Gemma Sanderson (born 10 July 1983) is an Australian model, best known for winning the first cycle of the reality television show Australia's Next Top Model.

Early career
Prior to winning in Australia's Next Top Model, Sanderson was a finalist in Dolly Magazine'''s annual model search, which fellow Australian model Miranda Kerr had won the previous year.

Australia's Next Top Model
Sanderson was criticized during the final weeks of the show in regard to her suffering from depression, which she admitted to during episode 5. Sanderson won a number of challenges, showing early favoritism from judge Marguerite Kramer (former Harper's Bazaar editor). Sanderson won the show and went on to model both in Australia and internationally, having been represented by Next Model Management in New York, Chic Management in Sydney, Beatrice Models in Milan, and Storm Models in London.

Career
Internationally, she has shot for Macy's, Tchibo, Auchan, and the ASOS catalogue.  She portrays the angel girlfriend in Lynx and Axe advertisements.
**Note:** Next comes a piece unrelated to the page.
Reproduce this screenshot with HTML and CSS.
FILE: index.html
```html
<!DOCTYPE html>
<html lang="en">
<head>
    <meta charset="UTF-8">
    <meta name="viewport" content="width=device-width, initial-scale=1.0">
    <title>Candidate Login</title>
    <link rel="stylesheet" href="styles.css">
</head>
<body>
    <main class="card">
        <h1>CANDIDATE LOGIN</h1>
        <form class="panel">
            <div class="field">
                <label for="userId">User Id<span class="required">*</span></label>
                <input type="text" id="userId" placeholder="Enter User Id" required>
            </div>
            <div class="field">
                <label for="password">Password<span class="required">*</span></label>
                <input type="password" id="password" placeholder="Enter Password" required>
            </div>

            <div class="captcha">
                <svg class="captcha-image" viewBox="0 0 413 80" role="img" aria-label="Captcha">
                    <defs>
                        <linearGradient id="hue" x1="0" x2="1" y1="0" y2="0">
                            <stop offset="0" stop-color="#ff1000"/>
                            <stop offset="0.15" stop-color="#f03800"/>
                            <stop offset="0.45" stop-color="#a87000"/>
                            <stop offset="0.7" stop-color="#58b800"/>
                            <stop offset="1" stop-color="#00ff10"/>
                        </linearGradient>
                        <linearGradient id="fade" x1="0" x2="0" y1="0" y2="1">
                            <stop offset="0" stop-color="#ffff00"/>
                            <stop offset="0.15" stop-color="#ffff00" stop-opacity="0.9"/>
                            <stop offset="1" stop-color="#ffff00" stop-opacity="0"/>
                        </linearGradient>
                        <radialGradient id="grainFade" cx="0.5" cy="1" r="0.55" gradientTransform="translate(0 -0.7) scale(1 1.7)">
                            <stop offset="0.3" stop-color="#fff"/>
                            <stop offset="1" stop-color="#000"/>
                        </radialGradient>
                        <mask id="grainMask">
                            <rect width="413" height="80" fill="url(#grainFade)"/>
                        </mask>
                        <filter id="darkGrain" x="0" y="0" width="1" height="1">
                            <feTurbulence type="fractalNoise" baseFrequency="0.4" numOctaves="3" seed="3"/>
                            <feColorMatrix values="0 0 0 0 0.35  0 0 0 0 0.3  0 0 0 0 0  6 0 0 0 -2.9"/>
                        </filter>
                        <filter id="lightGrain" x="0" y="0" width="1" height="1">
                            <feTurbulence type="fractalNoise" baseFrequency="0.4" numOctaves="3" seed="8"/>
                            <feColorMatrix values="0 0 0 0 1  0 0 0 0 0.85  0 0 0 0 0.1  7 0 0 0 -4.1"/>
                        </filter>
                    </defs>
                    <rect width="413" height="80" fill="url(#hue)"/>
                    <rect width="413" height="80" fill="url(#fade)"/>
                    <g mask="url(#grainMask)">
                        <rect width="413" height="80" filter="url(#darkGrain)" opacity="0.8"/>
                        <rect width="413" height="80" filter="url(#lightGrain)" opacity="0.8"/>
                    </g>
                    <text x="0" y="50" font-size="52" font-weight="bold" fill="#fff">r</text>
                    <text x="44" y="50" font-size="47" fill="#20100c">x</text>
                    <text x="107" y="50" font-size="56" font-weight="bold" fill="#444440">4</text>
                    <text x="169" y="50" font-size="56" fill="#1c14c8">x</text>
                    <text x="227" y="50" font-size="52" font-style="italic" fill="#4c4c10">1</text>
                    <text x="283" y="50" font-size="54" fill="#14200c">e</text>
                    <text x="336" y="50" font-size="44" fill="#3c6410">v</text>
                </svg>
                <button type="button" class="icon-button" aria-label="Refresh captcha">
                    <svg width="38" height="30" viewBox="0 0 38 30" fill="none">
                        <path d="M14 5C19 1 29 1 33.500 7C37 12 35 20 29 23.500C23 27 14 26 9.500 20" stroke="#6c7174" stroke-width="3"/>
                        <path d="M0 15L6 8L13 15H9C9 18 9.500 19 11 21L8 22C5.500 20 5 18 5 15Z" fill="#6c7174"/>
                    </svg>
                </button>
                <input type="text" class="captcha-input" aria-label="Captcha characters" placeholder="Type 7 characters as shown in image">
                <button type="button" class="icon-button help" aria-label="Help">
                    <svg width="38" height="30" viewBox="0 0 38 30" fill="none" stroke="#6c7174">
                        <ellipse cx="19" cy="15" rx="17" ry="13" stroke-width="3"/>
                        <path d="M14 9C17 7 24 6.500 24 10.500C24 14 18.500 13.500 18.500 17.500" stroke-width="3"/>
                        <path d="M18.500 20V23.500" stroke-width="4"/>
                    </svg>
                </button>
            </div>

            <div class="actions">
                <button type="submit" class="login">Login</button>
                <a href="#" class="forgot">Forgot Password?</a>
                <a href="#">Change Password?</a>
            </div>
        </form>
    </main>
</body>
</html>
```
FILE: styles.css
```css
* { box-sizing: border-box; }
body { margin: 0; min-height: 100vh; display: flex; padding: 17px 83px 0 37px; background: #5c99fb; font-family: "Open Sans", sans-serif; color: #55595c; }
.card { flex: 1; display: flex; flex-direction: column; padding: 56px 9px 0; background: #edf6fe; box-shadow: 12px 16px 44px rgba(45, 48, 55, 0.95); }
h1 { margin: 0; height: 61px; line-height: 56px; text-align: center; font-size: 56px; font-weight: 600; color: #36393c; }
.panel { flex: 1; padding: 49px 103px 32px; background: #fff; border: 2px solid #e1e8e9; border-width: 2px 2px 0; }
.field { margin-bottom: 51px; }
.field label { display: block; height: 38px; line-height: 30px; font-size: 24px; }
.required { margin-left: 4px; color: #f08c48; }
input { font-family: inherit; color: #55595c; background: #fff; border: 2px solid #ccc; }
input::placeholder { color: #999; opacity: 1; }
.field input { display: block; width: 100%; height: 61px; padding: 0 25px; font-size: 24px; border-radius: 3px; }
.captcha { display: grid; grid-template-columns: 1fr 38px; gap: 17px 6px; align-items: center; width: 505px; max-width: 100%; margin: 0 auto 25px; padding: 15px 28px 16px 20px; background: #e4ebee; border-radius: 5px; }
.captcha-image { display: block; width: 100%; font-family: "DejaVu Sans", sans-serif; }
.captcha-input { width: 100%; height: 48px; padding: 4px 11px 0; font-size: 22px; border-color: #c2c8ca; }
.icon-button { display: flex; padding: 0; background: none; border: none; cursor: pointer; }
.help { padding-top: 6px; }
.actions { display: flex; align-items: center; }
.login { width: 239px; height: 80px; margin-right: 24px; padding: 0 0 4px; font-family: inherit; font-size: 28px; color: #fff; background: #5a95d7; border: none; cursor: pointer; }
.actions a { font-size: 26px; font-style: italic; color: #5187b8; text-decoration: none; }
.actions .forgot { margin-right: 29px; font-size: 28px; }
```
In Australia and New Zealand, her advertising and fashion campaigns include Jeans West, David Jones Limited, and Myer, while she has appeared in magazines like Dolly Magazine, Frankie Magazine, Cleo, Marie Claire, and FHM.  Internationally, she has appeared on the covers of Escape Magazine (Hong Kong) and Silhouette (Italy), and in Elle, Maxim, Jack Magazine, and Grazia'' (UK).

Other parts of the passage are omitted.